───── Stored data

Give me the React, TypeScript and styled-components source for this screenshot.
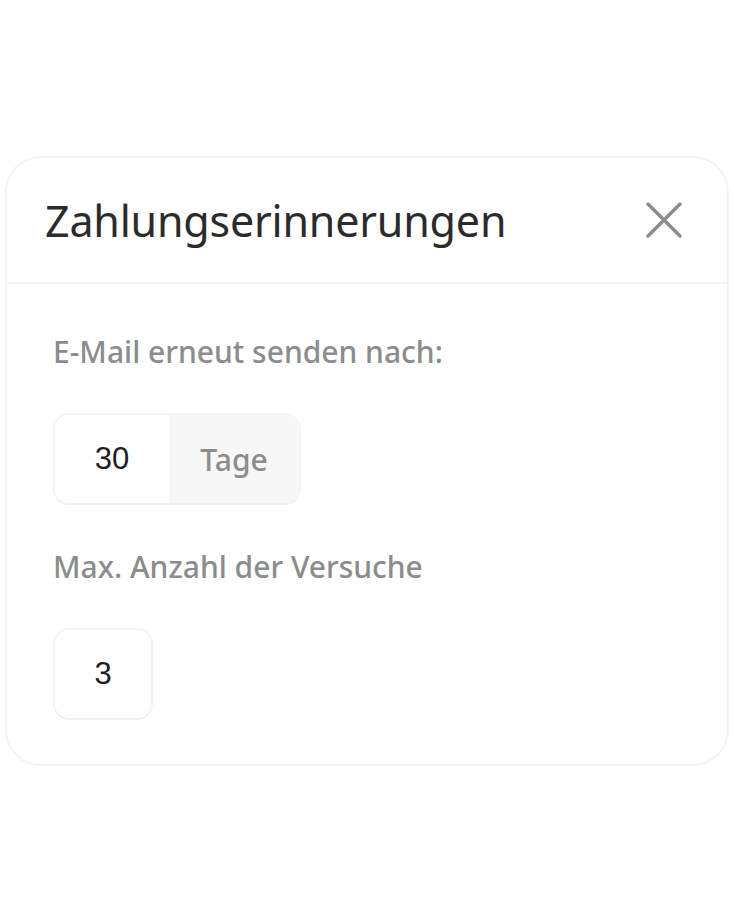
import styled, { createGlobalStyle } from "styled-components";

const GlobalStyle = createGlobalStyle`
  html, body {
    margin: 0;
    padding: 0;
    background: #ffffff;
  }
  body {
    font-family: "Noto Sans", "Open Sans", sans-serif;
  }
`;

const Page = styled.div`
  width: 734px;
  height: 921px;
  padding-top: 156px;
  padding-left: 5px;
  box-sizing: border-box;
`;

const Card = styled.div`
  width: 724px;
  height: 610px;
  box-sizing: border-box;
  border: 2px solid #f3f3f3;
  border-radius: 36px;
  background: #fff;
  overflow: hidden;
`;

const Header = styled.div`
  height: 126px;
  box-sizing: border-box;
  display: flex;
  align-items: center;
  justify-content: space-between;
  padding: 0 44px 0 38px;
  border-bottom: 2px solid #f3f3f3;
`;

const Title = styled.h2`
  margin: 0;
  font-size: 43px;
  font-weight: 400;
  color: #2b2b2b;
  letter-spacing: -0.2px;
`;

const CloseButton = styled.button`
  border: none;
  background: none;
  padding: 0;
  width: 38px;
  height: 38px;
  display: flex;
  align-items: center;
  justify-content: center;
  cursor: pointer;
`;

const Body = styled.div`
  padding: 48px 46px 0 46px;
  display: flex;
  flex-direction: column;
`;

const Label = styled.div`
  font-size: 30px;
  line-height: 40px;
  font-weight: 500;
  color: #8c8c8c;
  margin-bottom: 41px;
`;

const Field = styled.div<{ $last?: boolean }>`
  display: inline-flex;
  align-self: flex-start;
  height: 92px;
  box-sizing: border-box;
  border: 2px solid #f5f5f5;
  border-bottom-color: #efefef;
  border-radius: 16px;
  overflow: hidden;
  margin-bottom: ${({ $last }) => ($last ? "0" : "42px")};
`;

const Value = styled.div<{ $w: number }>`
  width: ${({ $w }) => $w}px;
  display: flex;
  align-items: center;
  justify-content: center;
  font-family: "Liberation Sans", Arial, sans-serif;
  font-size: 31px;
  font-weight: 500;
  color: #1e1e1e;
`;

const Unit = styled.div`
  width: 130px;
  display: flex;
  align-items: center;
  justify-content: center;
  background: #f7f7f7;
  font-size: 30px;
  font-weight: 500;
  color: #8c8c8c;
`;

const XIcon = () => (
  <svg width="38" height="38" viewBox="0 0 38 38" fill="none">
    <path
      d="M3 3 L35 35 M35 3 L3 35"
      stroke="#8c8c8c"
      strokeWidth="3.5"
      strokeLinecap="round"
    />
  </svg>
);

export default function App() {
  return (
    <Page>
      <GlobalStyle />
      <Card>
        <Header>
          <Title>Zahlungserinnerungen</Title>
          <CloseButton aria-label="Schließen">
            <XIcon />
          </CloseButton>
        </Header>
        <Body>
          <Label>E-Mail erneut senden nach:</Label>
          <Field>
            <Value $w={114}>30</Value>
            <Unit>Tage</Unit>
          </Field>
          <Label>Max. Anzahl der Versuche</Label>
          <Field $last>
            <Value $w={96}>3</Value>
          </Field>
        </Body>
      </Card>
    </Page>
  );
}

──────────

The data above should be repeated exactly, minus any pictures.

Result for this task:
Give me the React, TypeScript and styled-components source for this screenshot.
import styled, { createGlobalStyle } from "styled-components";

const GlobalStyle = createGlobalStyle`
  html, body {
    margin: 0;
    padding: 0;
    background: #ffffff;
  }
  body {
    font-family: "Noto Sans", "Open Sans", sans-serif;
  }
`;

const Page = styled.div`
  width: 734px;
  height: 921px;
  padding-top: 156px;
  padding-left: 5px;
  box-sizing: border-box;
`;

const Card = styled.div`
  width: 724px;
  height: 610px;
  box-sizing: border-box;
  border: 2px solid #f3f3f3;
  border-radius: 36px;
  background: #fff;
  overflow: hidden;
`;

const Header = styled.div`
  height: 126px;
  box-sizing: border-box;
  display: flex;
  align-items: center;
  justify-content: space-between;
  padding: 0 44px 0 38px;
  border-bottom: 2px solid #f3f3f3;
`;

const Title = styled.h2`
  margin: 0;
  font-size: 43px;
  font-weight: 400;
  color: #2b2b2b;
  letter-spacing: -0.2px;
`;

const CloseButton = styled.button`
  border: none;
  background: none;
  padding: 0;
  width: 38px;
  height: 38px;
  display: flex;
  align-items: center;
  justify-content: center;
  cursor: pointer;
`;

const Body = styled.div`
  padding: 48px 46px 0 46px;
  display: flex;
  flex-direction: column;
`;

const Label = styled.div`
  font-size: 30px;
  line-height: 40px;
  font-weight: 500;
  color: #8c8c8c;
  margin-bottom: 41px;
`;

const Field = styled.div<{ $last?: boolean }>`
  display: inline-flex;
  align-self: flex-start;
  height: 92px;
  box-sizing: border-box;
  border: 2px solid #f5f5f5;
  border-bottom-color: #efefef;
  border-radius: 16px;
  overflow: hidden;
  margin-bottom: ${({ $last }) => ($last ? "0" : "42px")};
`;

const Value = styled.div<{ $w: number }>`
  width: ${({ $w }) => $w}px;
  display: flex;
  align-items: center;
  justify-content: center;
  font-family: "Liberation Sans", Arial, sans-serif;
  font-size: 31px;
  font-weight: 500;
  color: #1e1e1e;
`;

const Unit = styled.div`
  width: 130px;
  display: flex;
  align-items: center;
  justify-content: center;
  background: #f7f7f7;
  font-size: 30px;
  font-weight: 500;
  color: #8c8c8c;
`;

const XIcon = () => (
  <svg width="38" height="38" viewBox="0 0 38 38" fill="none">
    <path
      d="M3 3 L35 35 M35 3 L3 35"
      stroke="#8c8c8c"
      strokeWidth="3.5"
      strokeLinecap="round"
    />
  </svg>
);

export default function App() {
  return (
    <Page>
      <GlobalStyle />
      <Card>
        <Header>
          <Title>Zahlungserinnerungen</Title>
          <CloseButton aria-label="Schließen">
            <XIcon />
          </CloseButton>
        </Header>
        <Body>
          <Label>E-Mail erneut senden nach:</Label>
          <Field>
            <Value $w={114}>30</Value>
            <Unit>Tage</Unit>
          </Field>
          <Label>Max. Anzahl der Versuche</Label>
          <Field $last>
            <Value $w={96}>3</Value>
          </Field>
        </Body>
      </Card>
    </Page>
  );
}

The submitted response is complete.